Variable Definition parameters are used to specify the mapping of fields to variables. For a variable that represents a named field (e.g. group keys in grouped sequences, etc.), it is sufficient to only provide the identifier of the field. If the underlying domain type, however, does not support named fields or the variable name shall be different to the field identifier, then the variable name has to be included in the definition by (<field>, <name>), where <name> is required to be a valid identifier.

For a variable that only depends on a single named field, but is not identical identical to the field, the mapping from the field to the variable has to be specified by an operator (e.g. an aggregation function), which has to be included within the definition by (<field>, <operator>). If the underlying domain type, does not support named fields or the variable name is required to be different to the field identifier, then the definition has to be given by the format (<field>, <operator>, <name>).

For a variable that depends on multiple fields the definition has to be given in the format (<fields>, <operator>, <name>), where <fields> is a tuple of valid field identifiers in the domain type and <operator> an operator, which accepts the specified fields as arguments.

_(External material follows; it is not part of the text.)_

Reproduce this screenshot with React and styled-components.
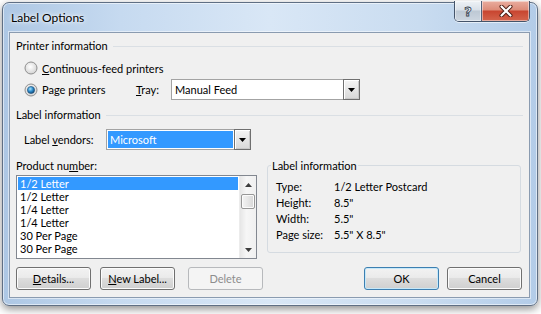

### Parameters and Formats used in Data Warehousing¶

Row Like
Row like data comprises different data formats, which are used to represent table records. This includes tuples, mappings and instances of the Record class. The Table class accepts these data types for appending rows by insert() and for retrieving rows by select().
Cursor Mode

The cursor mode defines the scrolling type and the operation mode of a cursor. Internally the respective parameters of the Cursor class are identified by binary flags. The public interface uses a string representation, given by the space separated names of the scrolling type and the the operation mode. Supported scrolling types are:

forward-only: The default scrolling type of cursors is called a forward-only cursor and can move only forward through the result set. A forward-only cursor does not support scrolling but only fetching rows from the start to the end of the result set. A scrollable cursor is commonly used in screen-based interactive applications, like spreadsheets, in which users are allowed to scroll back and forth through the result set. However, applications should use scrollable cursors only when forward-only cursors will not do the job, as scrollable cursors are generally more expensive, than forward-only cursors. Random cursors move randomly through the result set. In difference to a randomly sorted cursor, the rows are not unique and the number of fetched rows is not limited to the size of the result set. If the method fetch() is called with a zero value for size, a CursorModeError is raised.

Supported operation modes are:

dynamic: A dynamic cursor is built on-the-fly and therefore comprises any changes made to the rows in the result set during it’s traversal, including new appended rows and the order of it’s traversal. This behavior is regardless of whether the changes occur from inside the cursor or by other users from outside the cursor. Dynamic cursors are thread-safe but do not support counting filtered rows or sorting rows. Indexed cursors (aka Keyset-driven cursors) are built on-the-fly with respect to an initial copy of the table index and therefore comprise changes made to the rows in the result set during it’s traversal, but not new appended rows nor changes within their order. Keyset driven cursors are thread-safe but do not support sorting rows or counting filtered rows. Static cursors are buffered and built during it’s creation time and therefore always display the result set as it was when the cursor was first opened. Static cursors are not thread-safe but support counting the rows with respect to a given filter and sorting the rows.
Aggregation Function
Aggregation Functions are callable objects, that transform sequences of objects of a given domain into a single value. Examples include len(), sum(), min() or max(), but depending on the domain, many out-of-the-box aggregators are shipped with the standard library package statistics or with third party packages like numpy.